10 Belgium, Eliot, Wake Up

Belgium’s Eliot still has his life jacket on. But after that very scary fan in the arena came on, he also brought three life boats. Better be prepared of severe gales, as Victor Crone would say.

11 Georgia, Oto Nemsadze, Keep on Going

Oto scares the bejesus out of the fanboys here, and we almost wet our pants ourselves when he came on stage and started bellowing. Other than that he sings a sweet little tune. We think the message is Georgia has a little piece of land they would like to get back. If not, they will burn down Caucasus and smoke all of Sergey’s socks.

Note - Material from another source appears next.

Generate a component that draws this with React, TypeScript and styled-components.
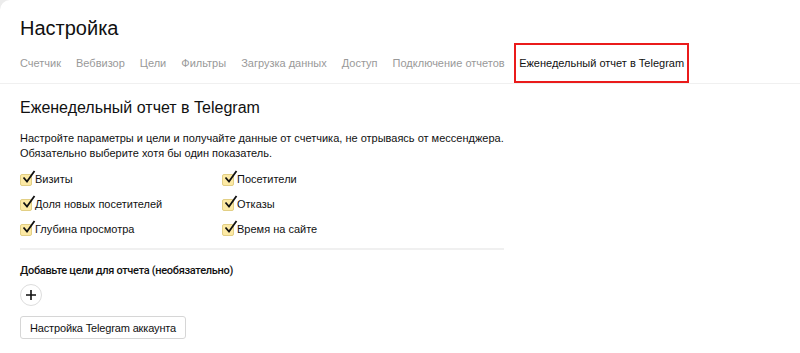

12 Australia, Kate Miller-Heidke, Zero Gravity

We have no words, as our gobs are on the floor. This is so brilliantly bonkers we are not even missing the kangaroo on stage.

The Australian delegation saves money on flight tickets for Kate and her dancers. Just put them on their broomsticks and they should be home in a swish. (Photo by: Andres Putting)

13 Iceland, Hatari, Hatrið mun sigra

Iceland is singing a warning from the future. Maybe it is about the fact that Netanyahu is trying to form a government, but no-one wants to join him because they are busy with Eurovision?

14 Estonia, Victor Crone, Storm

Victor Crone was also a bit disturbed by Carola’s wind machine and made a whole tune about it. It also appears as though he has a Palestine scarf hanging out of his pocket. Should have read up on those EBU rules a little bit better.

A camera man ruined this shot of Victor. Which pretty much sums up his Eurovison experience so far. (Photo by: Andres Putting)

15 Portugal, Conan Osiris, Telemóveis

Portugal has a gourgous backdrop from One Thousand and One Nights. Let’s hope he finishes his story very soon so we can send him home.

16 Greece, Katerine Duska, Better Love

We immediateley started craving a big glass of Chardonnay when Katerine Duska started singing. Or forget that, we permanentley crave a glass of Chardonnay, but anyways. Greece has probably saved a couple of florists going out of business here in Tel Aviv. Think global, act local as they say.

(Photo by: Andres Putting)

17 San Marino, Serhat, Say Na Na Na

Serhat kept telling us yesterday at Euroclub how much he looked forward to the semi-final today, so naturally he gave it his all today during the first dress rehearsal. Hope someone tells him the actual semi-final is tomorrow and he still has some zest left.